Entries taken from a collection
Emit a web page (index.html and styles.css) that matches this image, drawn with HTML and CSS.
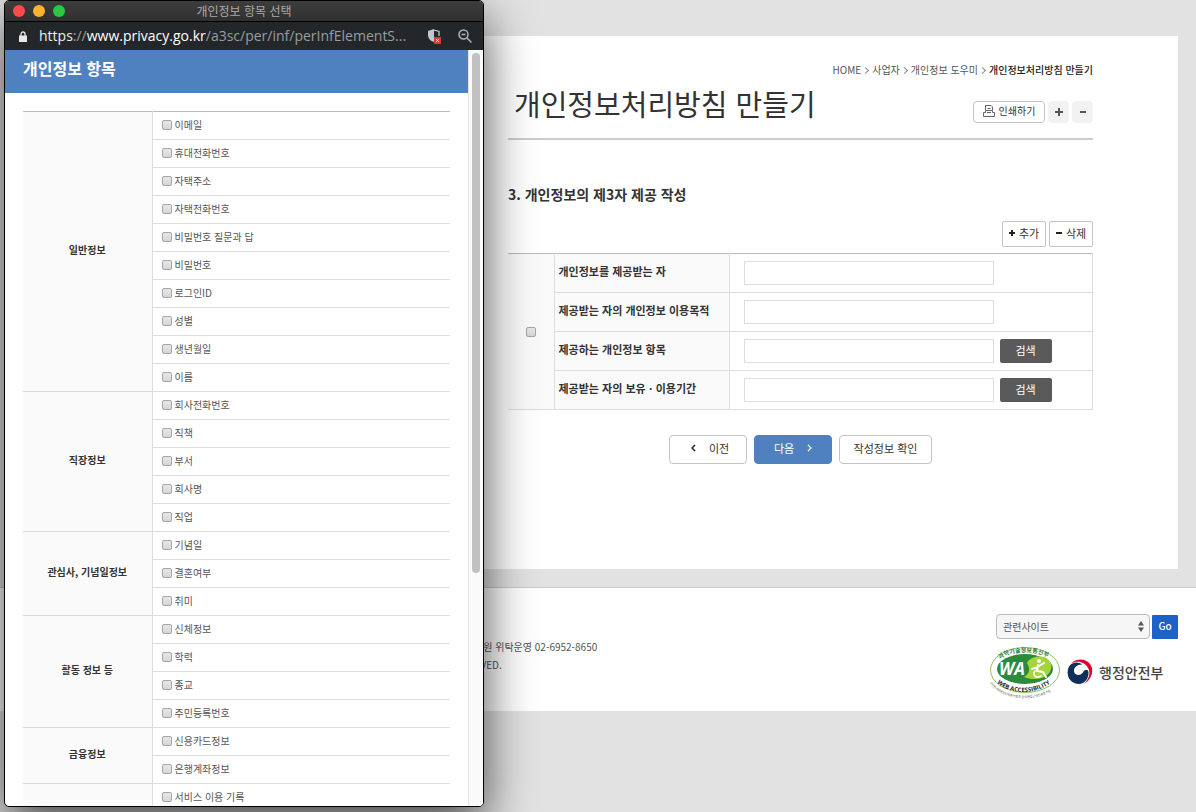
FILE: index.html
```html
<!DOCTYPE html>
<html lang="ko">
	<head>
		<meta charset="UTF-8">
		<meta name="viewport" content="width=device-width, initial-scale=1.0" />
		<title>개인정보처리방침 만들기</title>
		<link rel="stylesheet" href="styles.css">
	</head>
	<body>
		<!-- 본문 -->
		<main class="panel">
			<nav class="location">
				<a href="#">HOME</a>
				<i class="arrow"></i>
				<a href="#">사업자</a>
				<i class="arrow"></i>
				<a href="#">개인정보 도우미</a>
				<i class="arrow"></i>
				<strong>개인정보처리방침 만들기</strong>
			</nav>
			<div class="title">
				<h1>개인정보처리방침 만들기</h1>
				<div class="util">
					<button type="button" class="btn_print">
						<svg width="12" height="12" viewBox="0 0 12 12" fill="none" stroke="#666">
							<path d="M2.5 5V.5h5.500l1.500 1.500v3M4.500 3.500h3M.5 11.500v-4h2v-2h7v2h2v4zM4 7.500h4" />
						</svg>
						인쇄하기
					</button>
					<button type="button" class="btn_size" aria-label="글자 크게">
						<svg width="8" height="8" viewBox="0 0 8 8" stroke="#555" stroke-width="2"><path d="M4 0v8M0 4h8" /></svg>
					</button>
					<button type="button" class="btn_size" aria-label="글자 작게">
						<svg width="8" height="8" viewBox="0 0 8 8" stroke="#555" stroke-width="2"><path d="M1 4h6" /></svg>
					</button>
				</div>
			</div>

			<h2>3. 개인정보의 제3자 제공 작성</h2>
			<form action="" method="get" name="offerForm">
				<div class="edit">
					<button type="button" class="btn_edit">
						<svg width="6" height="6" viewBox="0 0 6 6" stroke="#222" stroke-width="2"><path d="M3 0v6M0 3h6" /></svg>
						추가
					</button>
					<button type="button" class="btn_edit">
						<svg width="6" height="6" viewBox="0 0 6 6" stroke="#222" stroke-width="2"><path d="M0 3h6" /></svg>
						삭제
					</button>
				</div>
				<table class="write">
					<tr>
						<td class="chk" rowspan="4"><input type="checkbox" name="offer_chk" aria-label="선택"></td>
						<th><label for="offer_name">개인정보를 제공받는 자</label></th>
						<td><div class="field"><input type="text" id="offer_name"></div></td>
					</tr>
					<tr>
						<th><label for="offer_purpose">제공받는 자의 개인정보 이용목적</label></th>
						<td><div class="field"><input type="text" id="offer_purpose"></div></td>
					</tr>
					<tr>
						<th><label for="offer_item">제공하는 개인정보 항목</label></th>
						<td><div class="field"><input type="text" id="offer_item"><button type="button" class="btn_search">검색</button></div></td>
					</tr>
					<tr>
						<th><label for="offer_period">제공받는 자의 보유ㆍ이용기간</label></th>
						<td><div class="field"><input type="text" id="offer_period"><button type="button" class="btn_search">검색</button></div></td>
					</tr>
				</table>
				<div class="step">
					<button type="button" class="btn_step prev">
						<svg width="5" height="8" viewBox="0 0 5 8" fill="none" stroke="#222" stroke-width="1.5"><path d="M4 1L1 4l3 3" /></svg>
						이전
					</button>
					<button type="button" class="btn_step next">
						다음
						<svg width="5" height="8" viewBox="0 0 5 8" fill="none" stroke="#fff" stroke-width="1.2"><path d="M1 1l3 3-3 3" /></svg>
					</button>
					<button type="button" class="btn_step confirm">작성정보 확인</button>
				</div>
			</form>
		</main>

		<!-- 하단 -->
		<footer class="footer">
			<address>
				흥원 위탁운영 02-6952-8650<br />
				RVED.
			</address>
			<div class="related">
				<form class="site" action="" method="get">
					<div class="select">
						<select aria-label="관련사이트"><option>관련사이트</option></select>
						<svg width="6" height="11" viewBox="0 0 6 11" fill="#555"><path d="M3 0l3 4.5H0zM3 11L0 6.5h6z" /></svg>
					</div>
					<button type="button" class="btn_go">Go</button>
				</form>
				<div class="marks">
					<svg class="wa" width="72" height="52" viewBox="0 0 72 52">
						<defs>
							<path id="wa_top" d="M11 13C22 4 50 4 61 13" />
							<path id="wa_mid" d="M7 35C18 50 52 50 67 32" />
							<path id="wa_low" d="M1 37C14 57 57 57 71 37" />
						</defs>
						<ellipse cx="36" cy="24" rx="34.5" ry="22.5" fill="#fff" stroke="#8cc657" />
						<ellipse cx="36" cy="23" rx="28" ry="15" fill="#2b8a3c" />
						<path d="M38 17c3-7 16-9 22-3 5 6 2 15-7 18-8 2-13 1-18-1 5-3 7-7 3-14z" fill="#a4d53c" />
						<text x="10" y="29" class="wa_name">WA</text>
						<g fill="none" stroke="#fff" stroke-width="2" stroke-linecap="round">
							<circle cx="50" cy="15" r="1" fill="#fff" />
							<path d="M49 19l-1 6 6 1 3 5M49 21l-6 2M50 20l5-3" />
							<path d="M46 25c-3 4 1 8 6 5" stroke-width="1.5" />
						</g>
						<text class="wa_ko"><textPath href="#wa_top">과학기술정보통신부</textPath></text>
						<text class="wa_en"><textPath href="#wa_mid" startOffset="2">WEB ACCESSIBILITY</textPath></text>
						<text class="wa_sm"><textPath href="#wa_low">(사)한국장애인단체총연합회 한국웹접근성인증평가원</textPath></text>
					</svg>
					<div class="ministry">
						<svg width="26" height="26" viewBox="0 0 26 26">
							<path d="M4 4.500C9-1 19-1 23 5c5 7 1 16-6 20 5-5 7-11 4-16C18 3 10 1 4 4.500z" fill="#e5002b" />
							<path d="M2 7.500C5 3 11 2 15.500 5.500 10 5 6.500 9 7 12.500c.7 4 6 4.500 8.500 1.500 2-4 5.500-4 6-1C22 19 18 25 12 25 3 25-2 16 2 7.500z" fill="#10305c" />
						</svg>
						<span>행정안전부</span>
					</div>
				</div>
			</div>
		</footer>

		<!-- 개인정보 항목 선택 팝업 -->
		<section class="popup">
			<header class="bar">
				<i class="dot red"></i><i class="dot yellow"></i><i class="dot green"></i>
				<span>개인정보 항목 선택</span>
			</header>
			<div class="address">
				<svg width="8" height="11" viewBox="0 0 8 11"><path d="M0 4.500h8V11H0z" fill="#e8e8e8" /><path d="M2 5V3a2 2 0 0 1 4 0v2" fill="none" stroke="#e8e8e8" stroke-width="1.300" /></svg>
				<p>https<em>://</em><b>www.privacy.go.kr</b><em>/a3sc/per/inf/perInfElementS...</em></p>
				<svg width="14" height="15" viewBox="0 0 14 15">
					<path d="M6 0L0 2v4c0 3 2 6 6 7z" fill="#c4c7ca" />
					<path d="M6 1l5 1.500V7" fill="none" stroke="#c4c7ca" stroke-width="1.300" />
					<path d="M6 8h7v7H6z" fill="#d93a30" />
					<path d="M8.200 10.200l2.600 2.600M10.800 10.200l-2.600 2.600" stroke="#fff" />
				</svg>
				<svg width="14" height="14" viewBox="0 0 14 14" fill="none" stroke="#b2b5b8" stroke-width="1.500"><circle cx="5.500" cy="5.500" r="4.500" /><path d="M9 9l4.500 4.500M3.500 5.500h4" /></svg>
			</div>
			<div class="view">
				<div class="doc">
					<h2>개인정보 항목</h2>
					<table class="items">
						<tbody>
							<tr><th rowspan="10">일반정보</th><td><label><input type="checkbox">이메일</label></td></tr>
							<tr><td><label><input type="checkbox">휴대전화번호</label></td></tr>
							<tr><td><label><input type="checkbox">자택주소</label></td></tr>
							<tr><td><label><input type="checkbox">자택전화번호</label></td></tr>
							<tr><td><label><input type="checkbox">비밀번호 질문과 답</label></td></tr>
							<tr><td><label><input type="checkbox">비밀번호</label></td></tr>
							<tr><td><label><input type="checkbox">로그인ID</label></td></tr>
							<tr><td><label><input type="checkbox">성별</label></td></tr>
							<tr><td><label><input type="checkbox">생년월일</label></td></tr>
							<tr><td><label><input type="checkbox">이름</label></td></tr>
						</tbody>
						<tbody>
							<tr><th rowspan="5">직장정보</th><td><label><input type="checkbox">회사전화번호</label></td></tr>
							<tr><td><label><input type="checkbox">직책</label></td></tr>
							<tr><td><label><input type="checkbox">부서</label></td></tr>
							<tr><td><label><input type="checkbox">회사명</label></td></tr>
							<tr><td><label><input type="checkbox">직업</label></td></tr>
						</tbody>
						<tbody>
							<tr><th rowspan="3">관심사, 기념일정보</th><td><label><input type="checkbox">기념일</label></td></tr>
							<tr><td><label><input type="checkbox">결혼여부</label></td></tr>
							<tr><td><label><input type="checkbox">취미</label></td></tr>
						</tbody>
						<tbody>
							<tr><th rowspan="4">활동 정보 등</th><td><label><input type="checkbox">신체정보</label></td></tr>
							<tr><td><label><input type="checkbox">학력</label></td></tr>
							<tr><td><label><input type="checkbox">종교</label></td></tr>
							<tr><td><label><input type="checkbox">주민등록번호</label></td></tr>
						</tbody>
						<tbody>
							<tr><th rowspan="2">금융정보</th><td><label><input type="checkbox">신용카드정보</label></td></tr>
							<tr><td><label><input type="checkbox">은행계좌정보</label></td></tr>
						</tbody>
						<tbody>
							<tr><th></th><td><label><input type="checkbox">서비스 이용 기록</label></td></tr>
						</tbody>
					</table>
				</div>
				<div class="scroll"><i></i></div>
			</div>
		</section>
	</body>
</html>
```
FILE: styles.css
```css
* {
	box-sizing: border-box;
}

body {
	margin: 0;
	min-height: 100vh;
	padding-top: 36px;
	background: #e2e2e2;
	color: #333;
	font: 10px/18px "Noto Sans CJK KR", sans-serif;
	position: relative;
}

h1, h2, p {
	margin: 0;
}

a {
	color: #555;
	text-decoration: none;
}

button, input, select {
	margin: 0;
	font: inherit;
	color: inherit;
}

button {
	display: flex;
	align-items: center;
	justify-content: center;
	padding: 0 0 2px;
	border: 1px solid #c4c4c4;
	border-radius: 2px;
	background: #fff;
}

input[type="checkbox"] {
	appearance: none;
	width: 10px;
	height: 10px;
	border: 1px solid #a6a6a6;
	border-radius: 2px;
	background: linear-gradient(#e8e8e8, #d6d6d6);
}

/* 본문 */
.panel {
	min-height: 533px;
	margin: 0 18px;
	padding: 25px 85px 0 490px;
	background: #fff;
}

.location {
	display: flex;
	align-items: center;
	justify-content: flex-end;
	gap: 2px;
}

.location strong {
	font-weight: 500;
	color: #222;
}

.arrow {
	width: 5px;
	height: 5px;
	margin-right: 2px;
	border: solid #888;
	border-width: 1px 1px 0 0;
	transform: rotate(45deg);
}

.title {
	display: flex;
	justify-content: space-between;
	height: 61px;
	padding-left: 6px;
	border-bottom: 2px solid #ccc;
}

.title h1 {
	font-size: 29px;
	font-weight: 400;
	line-height: 48px;
}

.util {
	display: flex;
	gap: 3px;
	padding-top: 22px;
}

.util button {
	height: 22px;
}

.btn_print {
	gap: 4px;
	width: 72px;
	border-radius: 4px;
}

.util .btn_size {
	width: 21px;
	padding: 0;
	border: 0;
	border-radius: 4px;
	background: #f2f2f2;
}

.panel h2 {
	margin-top: 42px;
	font-size: 14px;
	line-height: 24px;
}

.edit {
	display: flex;
	justify-content: flex-end;
	gap: 3px;
	padding: 15px 0 6px;
}

.btn_edit {
	gap: 4px;
	width: 44px;
	height: 26px;
	font-size: 11px;
}

.write {
	width: 100%;
	border-collapse: collapse;
	border-top: 1px solid #bbb;
	font-size: 11px;
}

.write th, .write td {
	height: 39px;
	padding: 0;
	border: 1px solid #ddd;
	border-top-color: inherit;
}

.write tr + tr th, .write tr + tr td {
	border-top-color: #ddd;
}

.write th {
	width: 175px;
	padding: 0 4px 4px;
	background: #fafafa;
	text-align: left;
}

.write .chk {
	width: 46px;
	padding-bottom: 4px;
	border-left: 0;
	background: #fafafa;
	text-align: center;
}

.chk input {
	vertical-align: middle;
}

.field {
	display: flex;
	align-items: center;
	gap: 6px;
	padding-left: 14px;
}

.field input {
	width: 250px;
	height: 24px;
	border: 1px solid #ddd;
}

.btn_search {
	width: 52px;
	height: 24px;
	border: 0;
	background: #5a5a5a;
	color: #fff;
}

.step {
	display: flex;
	justify-content: center;
	gap: 7px;
	padding: 25px 0 0;
}

.btn_step {
	height: 29px;
	padding-bottom: 3px;
	border-radius: 4px;
	font-size: 11px;
}

.prev, .next {
	gap: 13px;
	width: 78px;
}

.prev {
	padding-left: 4px;
}

.next {
	border-color: #4f81c1;
	background: #4f81c1;
	color: #fff;
}

.confirm {
	width: 93px;
}

/* 하단 */
.footer {
	display: flex;
	justify-content: space-between;
	min-height: 124px;
	margin-top: 18px;
	padding: 26px 18px 0 474px;
	border-top: 1px solid #c8c8c8;
	background: #fff;
}

.footer address {
	padding-top: 24px;
	color: #555;
	font-style: normal;
}

.related {
	width: 189px;
}

.site {
	display: flex;
	justify-content: flex-end;
	gap: 2px;
}

.select {
	display: flex;
	align-items: center;
	width: 154px;
	height: 25px;
	padding-right: 5px;
	border: 1px solid #bbb;
	border-radius: 4px;
	background: #f6f6f6;
}

.select select {
	flex: 1;
	appearance: none;
	padding: 0 6px;
	border: 0;
	background: none;
	color: #555;
}

.btn_go {
	width: 26px;
	height: 24px;
	margin-top: 1px;
	border: 0;
	border-radius: 1px;
	background: #1d62cb;
	color: #fff;
	font-weight: 500;
}

.marks {
	display: flex;
	align-items: center;
	gap: 6px;
	padding-top: 7px;
}

.wa {
	overflow: visible;
}

.wa_name {
	fill: #fff;
	font: italic bold 17px "Open Sans", sans-serif;
}

.wa_ko {
	fill: #2b7a3c;
	font-size: 6px;
	font-weight: bold;
}

.wa_en {
	fill: #222;
	font: bold 6px "Open Sans", sans-serif;
}

.wa_sm {
	fill: #555;
	font-size: 3px;
}

.ministry {
	display: flex;
	align-items: center;
	gap: 6px;
	color: #444;
	font-size: 14px;
	font-weight: 500;
}

/* 팝업 창 */
.popup {
	display: flex;
	flex-direction: column;
	position: absolute;
	top: 0;
	bottom: 5px;
	left: 4px;
	width: 480px;
	overflow: hidden;
	border: 1px solid #000;
	border-radius: 5px;
	background: #fff;
	box-shadow: 0 18px 50px rgba(0, 0, 0, .7);
}

.bar {
	display: flex;
	align-items: center;
	gap: 8px;
	height: 21px;
	padding: 0 8px;
	border-bottom: 1px solid #000;
	background: linear-gradient(#3d3d3d, #303030);
	color: #aaa;
	font-size: 12px;
}

.bar span {
	flex: 1;
	padding-right: 60px;
	text-align: center;
}

.dot {
	width: 12px;
	height: 12px;
	border-radius: 50%;
}

.red { background: #fc4a48; }
.yellow { background: #fdb42c; }
.green { background: #28c840; }

.address {
	display: flex;
	align-items: center;
	height: 28px;
	padding: 0 11px 0 14px;
	background: #23272a;
	color: #eee;
	font: 14px/28px "Open Sans", sans-serif;
}

.address p {
	flex: 1;
	padding-left: 12px;
	white-space: nowrap;
}

.address svg + svg {
	margin-left: 16px;
}

.address em {
	color: #9a9da0;
	font-style: normal;
}

.address b {
	color: #fff;
	font-weight: 500;
}

.view {
	display: flex;
	flex: 1;
	min-height: 0;
}

.doc {
	flex: 1;
	overflow: hidden;
}

.doc h2 {
	height: 43px;
	padding-left: 18px;
	background: #4f81c1;
	color: #fff;
	font-size: 16px;
	line-height: 37px;
}

.items {
	width: 427px;
	margin: 18px;
	border-collapse: collapse;
	border-top: 1px solid #bbb;
	color: #555;
}

.items th, .items td {
	height: 28px;
	padding: 0 0 2px;
	border-bottom: 1px solid #ddd;
}

.items th {
	width: 129px;
	padding-bottom: 4px;
	border-right: 1px solid #ddd;
	background: #fafafa;
	color: #333;
}

.items td {
	padding-left: 9px;
}

.items label {
	display: flex;
	align-items: center;
	gap: 3px;
}

.scroll {
	width: 15px;
	padding: 3px 3px 0;
	border-left: 1px solid #e3e3e3;
	background: #fafafa;
}

.scroll i {
	display: block;
	width: 8px;
	height: 69%;
	border-radius: 4px;
	background: #c1c1c1;
}
```
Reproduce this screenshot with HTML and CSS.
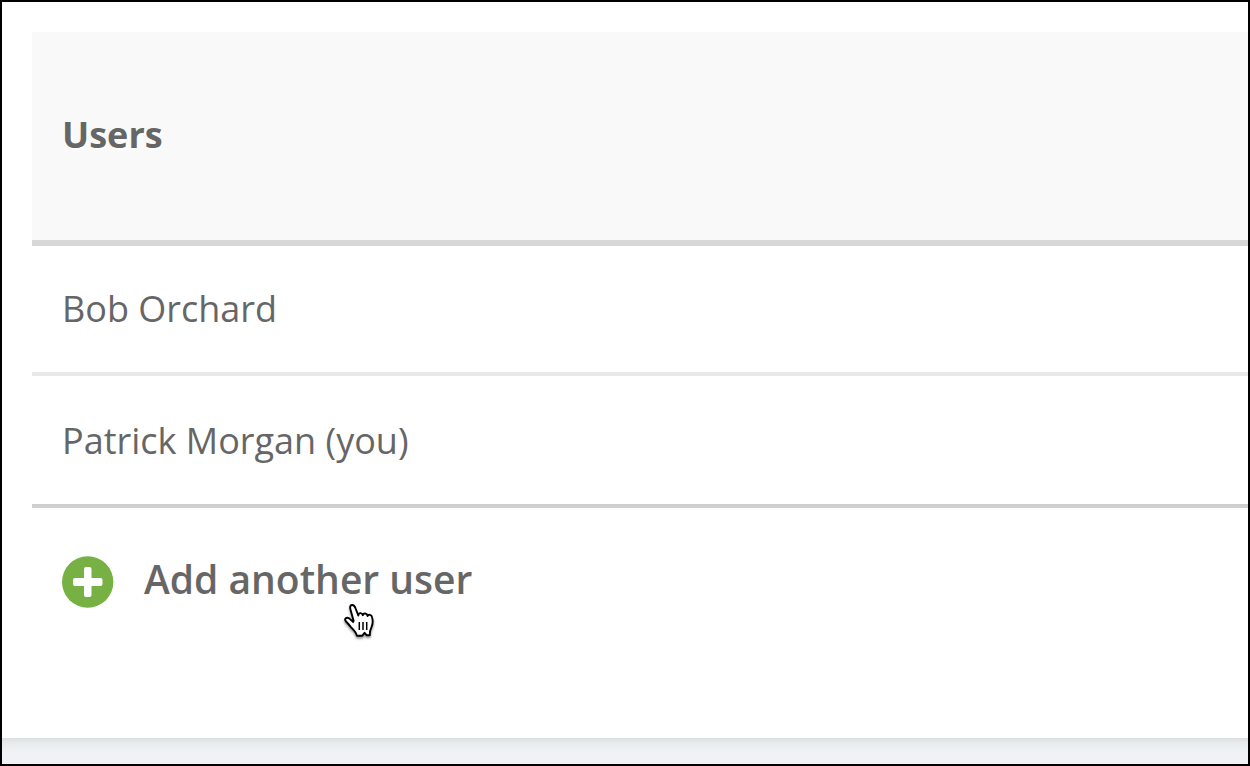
FILE: index.html
```html
<!DOCTYPE html>
<html lang="en">
<head>
<meta charset="utf-8">
<meta name="viewport" content="width=device-width, initial-scale=1">
<title>Users</title>
<link rel="stylesheet" href="styles.css">
</head>
<body>
<main class="panel">
  <table class="users">
    <thead>
      <tr><th scope="col">Users</th></tr>
    </thead>
    <tbody>
      <tr><td>Bob Orchard</td></tr>
      <tr><td>Patrick Morgan (you)</td></tr>
    </tbody>
  </table>
  <button class="add" type="button">
    <svg class="add-icon" viewBox="0 0 52 52" aria-hidden="true">
      <circle cx="25.700" cy="26" r="25.700" fill="#77b043"/>
      <path d="M24 11h3.500a2 2 0 0 1 2 2v9h9a2 2 0 0 1 2 2v4a2 2 0 0 1-2 2h-9v9a2 2 0 0 1-2 2h-3.500a2 2 0 0 1-2-2v-9h-9a2 2 0 0 1-2-2v-4a2 2 0 0 1 2-2h9v-9a2 2 0 0 1 2-2z" fill="#fff"/>
    </svg>
    <span class="add-label">Add another user</span>
    <svg class="cursor" viewBox="0 0 40 42" aria-hidden="true">
      <path d="M12.800 21.500L9.600 10C8.600 6.700 9.300 5.200 11 5C12.700 4.800 13.800 6.200 14.600 8.500L17.300 15.500C17.500 12.500 21 12.200 21.800 15.200C22.500 12.600 26 13 26.600 16C27.400 14 30.600 14.500 31 17.200C32.100 20.500 31.700 24.500 30.300 27.700C29 30.500 28.600 32 28.900 35.200H25.600L23.600 32.800L21.300 35.700H15.800C15.300 32.500 12.700 30 10.400 27.700C8.500 25 7 23.500 5 21.500C2.800 18.700 5.500 16.600 8.200 18.400L12.800 22.500" fill="#fff" stroke="#000" stroke-width="1.900" stroke-linejoin="round"/>
      <path d="M18.300 22v8M22 22v8M25.700 22v8" stroke="#000" stroke-width="1.500"/>
    </svg>
  </button>
</main>
<footer class="page-foot"></footer>
</body>
</html>
```
FILE: styles.css
```css
* {
  box-sizing: border-box;
}

body {
  display: flex;
  flex-direction: column;
  min-height: 100vh;
  margin: 0;
  border: 2px solid #000;
  background: #eff3f5;
  color: #666;
  font-family: "Open Sans", sans-serif;
  font-size: 36px;
  line-height: 50px;
}

.panel {
  flex: 1;
  padding: 30px 0 0 30px;
  background: #fff;
}

.users {
  width: 100%;
  border-spacing: 0;
}

.users th,
.users td {
  padding: 38px 30px;
  text-align: left;
}

.users th {
  padding: 78px 30px 80px;
  border-bottom: 6px solid #d8d8d8;
  background: #f9f9f9;
  font-weight: 700;
  text-shadow: 2px 2px 0 #fff;
}

.users td {
  border-bottom: 4px solid #e9e9e9;
}

.users tbody tr:last-child td {
  padding-top: 40px;
  border-bottom-color: #cfcfcf;
}

.add {
  position: relative;
  display: flex;
  align-items: center;
  gap: 30px;
  margin: 46px 30px 0;
  padding: 0;
  border: 0;
  background: none;
  color: inherit;
  font: inherit;
  font-size: 39px;
  font-weight: 600;
  cursor: pointer;
}

.add-icon {
  width: 52px;
  height: 52px;
}

.add-label {
  padding-bottom: 6px;
}

.cursor {
  position: absolute;
  top: 46px;
  left: 279px;
  width: 40px;
  height: 42px;
  filter: drop-shadow(0 2px 1px rgba(0, 0, 0, 0.4));
}

.page-foot {
  height: 26px;
  background: linear-gradient(#dcdfe0, #e8ebec 5px, #eff3f5 14px);
}
```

WRITTEN TASK
Among the lines above, how many contain the string "page"? State the number alone.

OUTPUT FOR THIS TASK
3